The runner-up finish was the Big Easy’s third second place on the trot in the Majors in 2000, as Vijay Singh edged him out in the Masters, and in the US Open at Pebble Beach, Woods – with a 272 total – won by a mammoth 15 shots from Ernie and Miguel Angel Jimenez. A month later at St Andrews, Tiger’s win, at the age of just 24, made him only the fifth player in history after Sarazen, Hogan, Nicklaus and Player to complete the Grand Slam. A headline in one newspaper – “Els gets Grand Slammed!” – said it all after Wood’s Slam and Els’ three straight runner-up finish in the Majors.
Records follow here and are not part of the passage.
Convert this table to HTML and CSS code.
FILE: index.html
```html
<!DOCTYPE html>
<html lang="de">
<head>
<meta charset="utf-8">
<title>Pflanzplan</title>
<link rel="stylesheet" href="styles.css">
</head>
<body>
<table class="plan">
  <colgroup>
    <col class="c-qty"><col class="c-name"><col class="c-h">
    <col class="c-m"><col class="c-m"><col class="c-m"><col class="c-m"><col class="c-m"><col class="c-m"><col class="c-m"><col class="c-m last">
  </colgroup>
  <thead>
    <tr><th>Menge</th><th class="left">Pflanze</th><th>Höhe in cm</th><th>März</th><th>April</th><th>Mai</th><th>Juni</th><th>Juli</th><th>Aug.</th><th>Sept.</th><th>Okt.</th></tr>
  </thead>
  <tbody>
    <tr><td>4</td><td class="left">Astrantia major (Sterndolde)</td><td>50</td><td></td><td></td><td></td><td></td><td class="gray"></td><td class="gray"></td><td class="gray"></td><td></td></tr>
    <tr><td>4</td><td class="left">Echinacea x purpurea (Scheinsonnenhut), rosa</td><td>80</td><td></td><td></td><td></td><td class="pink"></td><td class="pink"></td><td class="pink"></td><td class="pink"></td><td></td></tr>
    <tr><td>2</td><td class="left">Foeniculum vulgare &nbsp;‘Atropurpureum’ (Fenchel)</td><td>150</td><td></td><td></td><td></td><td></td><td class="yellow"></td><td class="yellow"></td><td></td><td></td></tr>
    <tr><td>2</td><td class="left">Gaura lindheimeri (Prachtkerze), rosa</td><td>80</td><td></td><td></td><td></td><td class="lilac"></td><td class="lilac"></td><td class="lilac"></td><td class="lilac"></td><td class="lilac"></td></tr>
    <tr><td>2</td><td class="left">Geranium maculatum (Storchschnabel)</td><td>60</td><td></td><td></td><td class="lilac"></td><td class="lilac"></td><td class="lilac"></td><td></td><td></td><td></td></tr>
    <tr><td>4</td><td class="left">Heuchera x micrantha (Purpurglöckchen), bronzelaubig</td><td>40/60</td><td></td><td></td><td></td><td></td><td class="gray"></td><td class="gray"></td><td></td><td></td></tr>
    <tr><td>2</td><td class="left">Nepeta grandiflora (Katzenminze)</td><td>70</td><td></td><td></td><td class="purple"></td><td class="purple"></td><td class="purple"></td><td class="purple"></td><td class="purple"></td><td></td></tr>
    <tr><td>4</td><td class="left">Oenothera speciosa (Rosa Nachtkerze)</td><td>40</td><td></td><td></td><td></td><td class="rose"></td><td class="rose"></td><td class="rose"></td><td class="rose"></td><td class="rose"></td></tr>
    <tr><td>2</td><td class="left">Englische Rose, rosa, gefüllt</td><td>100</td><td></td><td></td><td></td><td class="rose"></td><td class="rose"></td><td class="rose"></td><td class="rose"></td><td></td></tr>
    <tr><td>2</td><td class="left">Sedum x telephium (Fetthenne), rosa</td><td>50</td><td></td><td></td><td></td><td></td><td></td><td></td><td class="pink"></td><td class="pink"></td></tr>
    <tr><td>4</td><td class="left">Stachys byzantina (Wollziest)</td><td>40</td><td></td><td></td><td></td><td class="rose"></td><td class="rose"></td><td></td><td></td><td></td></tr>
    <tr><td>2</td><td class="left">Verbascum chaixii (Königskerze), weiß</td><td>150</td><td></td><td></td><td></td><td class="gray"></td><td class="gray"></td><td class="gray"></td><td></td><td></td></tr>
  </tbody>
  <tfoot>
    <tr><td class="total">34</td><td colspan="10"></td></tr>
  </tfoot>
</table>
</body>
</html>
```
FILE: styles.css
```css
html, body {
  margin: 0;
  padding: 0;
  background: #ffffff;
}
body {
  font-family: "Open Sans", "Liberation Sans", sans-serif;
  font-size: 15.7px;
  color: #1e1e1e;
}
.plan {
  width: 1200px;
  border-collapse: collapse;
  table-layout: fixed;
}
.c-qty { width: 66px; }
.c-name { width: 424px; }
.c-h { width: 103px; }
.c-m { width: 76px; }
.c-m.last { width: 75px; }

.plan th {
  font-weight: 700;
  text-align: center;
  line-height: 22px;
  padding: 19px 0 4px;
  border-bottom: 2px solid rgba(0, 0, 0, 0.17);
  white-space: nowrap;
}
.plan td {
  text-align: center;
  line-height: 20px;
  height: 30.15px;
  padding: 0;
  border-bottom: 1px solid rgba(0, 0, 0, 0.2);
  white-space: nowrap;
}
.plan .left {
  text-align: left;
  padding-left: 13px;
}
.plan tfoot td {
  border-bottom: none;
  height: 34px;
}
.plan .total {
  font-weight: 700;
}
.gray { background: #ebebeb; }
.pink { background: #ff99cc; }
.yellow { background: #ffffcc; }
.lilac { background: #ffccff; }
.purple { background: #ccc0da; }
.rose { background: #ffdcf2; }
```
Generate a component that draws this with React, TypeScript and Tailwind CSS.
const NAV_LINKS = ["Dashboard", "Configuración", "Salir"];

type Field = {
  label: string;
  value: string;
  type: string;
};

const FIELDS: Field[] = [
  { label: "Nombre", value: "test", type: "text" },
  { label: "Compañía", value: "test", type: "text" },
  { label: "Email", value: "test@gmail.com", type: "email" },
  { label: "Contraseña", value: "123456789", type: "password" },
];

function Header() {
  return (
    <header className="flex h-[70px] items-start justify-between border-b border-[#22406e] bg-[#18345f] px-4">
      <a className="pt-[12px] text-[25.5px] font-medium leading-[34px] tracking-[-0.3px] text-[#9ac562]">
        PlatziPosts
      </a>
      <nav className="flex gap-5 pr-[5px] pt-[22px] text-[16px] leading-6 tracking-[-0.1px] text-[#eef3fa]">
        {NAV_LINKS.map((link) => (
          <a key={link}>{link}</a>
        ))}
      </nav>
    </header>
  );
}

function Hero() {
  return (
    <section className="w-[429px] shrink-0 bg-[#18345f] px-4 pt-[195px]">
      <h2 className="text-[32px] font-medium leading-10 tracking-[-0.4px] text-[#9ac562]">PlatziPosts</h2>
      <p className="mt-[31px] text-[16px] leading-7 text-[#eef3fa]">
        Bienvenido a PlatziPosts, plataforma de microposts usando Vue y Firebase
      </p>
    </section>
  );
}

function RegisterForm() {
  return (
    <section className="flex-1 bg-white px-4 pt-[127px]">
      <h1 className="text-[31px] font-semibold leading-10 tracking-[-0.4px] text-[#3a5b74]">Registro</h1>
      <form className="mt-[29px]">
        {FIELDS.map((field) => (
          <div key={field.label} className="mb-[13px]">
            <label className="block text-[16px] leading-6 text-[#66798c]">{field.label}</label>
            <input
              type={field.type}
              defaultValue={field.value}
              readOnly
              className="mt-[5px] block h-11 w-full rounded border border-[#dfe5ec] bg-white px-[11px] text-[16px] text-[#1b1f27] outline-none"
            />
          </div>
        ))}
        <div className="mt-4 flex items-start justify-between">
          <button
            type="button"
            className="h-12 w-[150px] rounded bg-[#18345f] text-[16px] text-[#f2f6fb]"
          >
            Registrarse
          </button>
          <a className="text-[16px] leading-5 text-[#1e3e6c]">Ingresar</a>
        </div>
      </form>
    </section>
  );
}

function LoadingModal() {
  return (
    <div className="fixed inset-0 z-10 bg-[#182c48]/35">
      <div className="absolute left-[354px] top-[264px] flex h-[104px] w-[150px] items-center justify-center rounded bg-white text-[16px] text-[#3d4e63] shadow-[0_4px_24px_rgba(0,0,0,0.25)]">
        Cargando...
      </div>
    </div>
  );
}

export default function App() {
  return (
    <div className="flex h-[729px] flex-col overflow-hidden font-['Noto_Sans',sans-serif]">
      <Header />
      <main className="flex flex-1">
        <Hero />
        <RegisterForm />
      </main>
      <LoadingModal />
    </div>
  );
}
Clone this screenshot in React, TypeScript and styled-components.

Ernie’s disappointments in the Majors aside, the year 2000 wasn’t exactly a bad year for him. The very week before The Open I saw him win, in grand style, the European Tour’s Loch Lomond Invitational from Tom Lehman, and just 14 days after St Andrews he outgunned Phil Mickelson to seal victory in The International at Castle Pines on the PGA Tour. Then at home early in December, Els for the second straight year won the Nedbank Golf Challenge at Sun City after a play-off with Lee Westwood after the pair had tied on 20-under-par 268.

And two years after St Andrews, I was privileged to be inside the ropes as Ernie captured the 2002 Open at Muirfield. And for once, Woods was nowhere in the race for that coveted Claret Jug!